= Supplied material =
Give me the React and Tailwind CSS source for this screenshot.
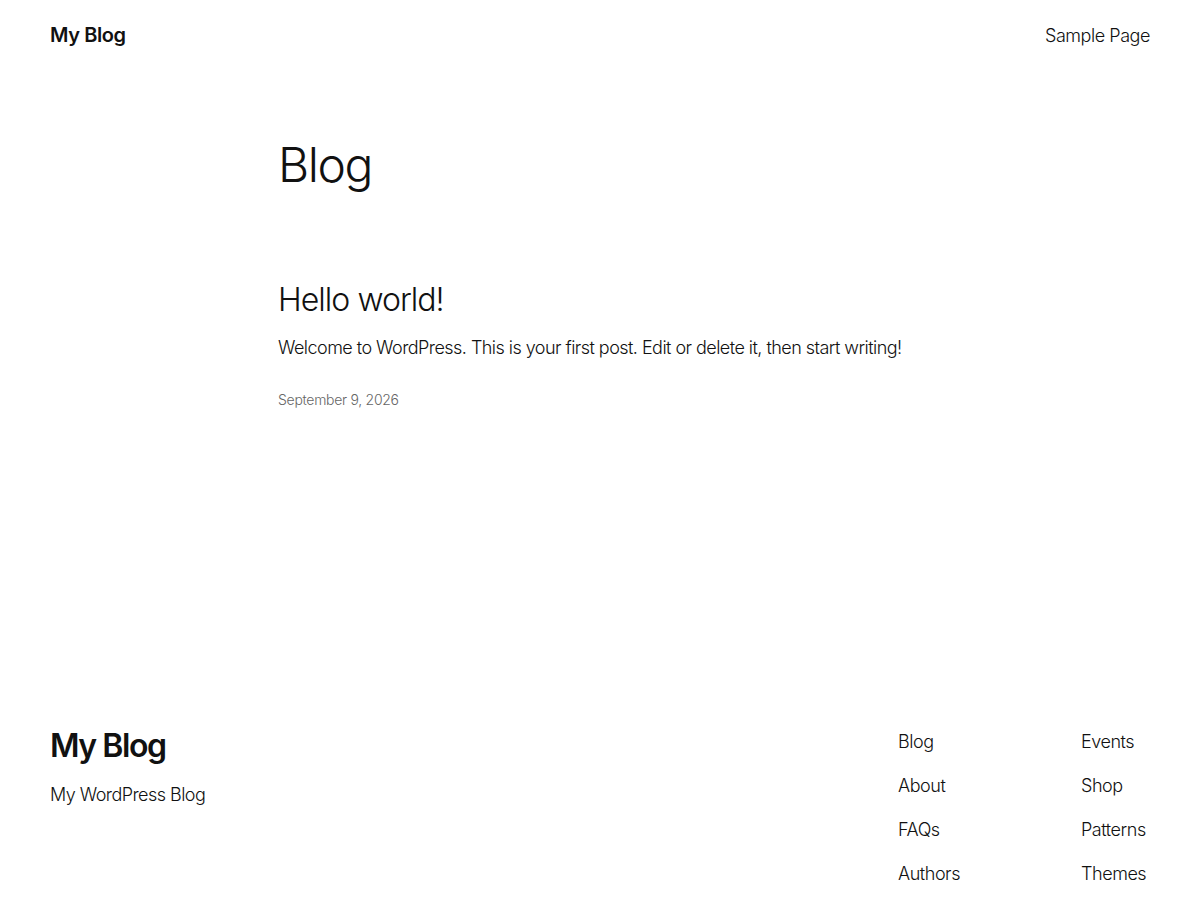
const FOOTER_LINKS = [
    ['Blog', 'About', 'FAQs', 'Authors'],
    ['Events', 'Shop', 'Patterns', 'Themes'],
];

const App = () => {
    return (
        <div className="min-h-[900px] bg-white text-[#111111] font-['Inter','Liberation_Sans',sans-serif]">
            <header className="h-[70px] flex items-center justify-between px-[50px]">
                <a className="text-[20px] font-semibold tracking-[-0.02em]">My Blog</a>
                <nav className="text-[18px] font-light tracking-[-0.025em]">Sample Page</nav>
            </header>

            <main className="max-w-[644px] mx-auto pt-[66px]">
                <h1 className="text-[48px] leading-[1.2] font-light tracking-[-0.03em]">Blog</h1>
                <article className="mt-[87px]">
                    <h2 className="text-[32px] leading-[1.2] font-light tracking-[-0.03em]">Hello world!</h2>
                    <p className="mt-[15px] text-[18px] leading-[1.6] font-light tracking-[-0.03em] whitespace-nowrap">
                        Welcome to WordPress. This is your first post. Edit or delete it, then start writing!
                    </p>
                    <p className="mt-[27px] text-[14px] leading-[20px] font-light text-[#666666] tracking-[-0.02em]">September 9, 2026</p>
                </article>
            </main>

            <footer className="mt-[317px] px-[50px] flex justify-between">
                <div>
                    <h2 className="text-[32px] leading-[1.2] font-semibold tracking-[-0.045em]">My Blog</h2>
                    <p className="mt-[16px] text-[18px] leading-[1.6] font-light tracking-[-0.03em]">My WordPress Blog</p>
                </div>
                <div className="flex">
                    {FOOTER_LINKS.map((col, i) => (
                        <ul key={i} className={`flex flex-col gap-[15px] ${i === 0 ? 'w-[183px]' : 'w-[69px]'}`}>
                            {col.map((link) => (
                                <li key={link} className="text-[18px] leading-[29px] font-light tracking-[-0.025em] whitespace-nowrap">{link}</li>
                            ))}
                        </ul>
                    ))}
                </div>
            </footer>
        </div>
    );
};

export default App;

= Written request =
Reproduce the data word for word, excluding its pictures.

= Full output =
Give me the React and Tailwind CSS source for this screenshot.
const FOOTER_LINKS = [
    ['Blog', 'About', 'FAQs', 'Authors'],
    ['Events', 'Shop', 'Patterns', 'Themes'],
];

const App = () => {
    return (
        <div className="min-h-[900px] bg-white text-[#111111] font-['Inter','Liberation_Sans',sans-serif]">
            <header className="h-[70px] flex items-center justify-between px-[50px]">
                <a className="text-[20px] font-semibold tracking-[-0.02em]">My Blog</a>
                <nav className="text-[18px] font-light tracking-[-0.025em]">Sample Page</nav>
            </header>

            <main className="max-w-[644px] mx-auto pt-[66px]">
                <h1 className="text-[48px] leading-[1.2] font-light tracking-[-0.03em]">Blog</h1>
                <article className="mt-[87px]">
                    <h2 className="text-[32px] leading-[1.2] font-light tracking-[-0.03em]">Hello world!</h2>
                    <p className="mt-[15px] text-[18px] leading-[1.6] font-light tracking-[-0.03em] whitespace-nowrap">
                        Welcome to WordPress. This is your first post. Edit or delete it, then start writing!
                    </p>
                    <p className="mt-[27px] text-[14px] leading-[20px] font-light text-[#666666] tracking-[-0.02em]">September 9, 2026</p>
                </article>
            </main>

            <footer className="mt-[317px] px-[50px] flex justify-between">
                <div>
                    <h2 className="text-[32px] leading-[1.2] font-semibold tracking-[-0.045em]">My Blog</h2>
                    <p className="mt-[16px] text-[18px] leading-[1.6] font-light tracking-[-0.03em]">My WordPress Blog</p>
                </div>
                <div className="flex">
                    {FOOTER_LINKS.map((col, i) => (
                        <ul key={i} className={`flex flex-col gap-[15px] ${i === 0 ? 'w-[183px]' : 'w-[69px]'}`}>
                            {col.map((link) => (
                                <li key={link} className="text-[18px] leading-[29px] font-light tracking-[-0.025em] whitespace-nowrap">{link}</li>
                            ))}
                        </ul>
                    ))}
                </div>
            </footer>
        </div>
    );
};

export default App;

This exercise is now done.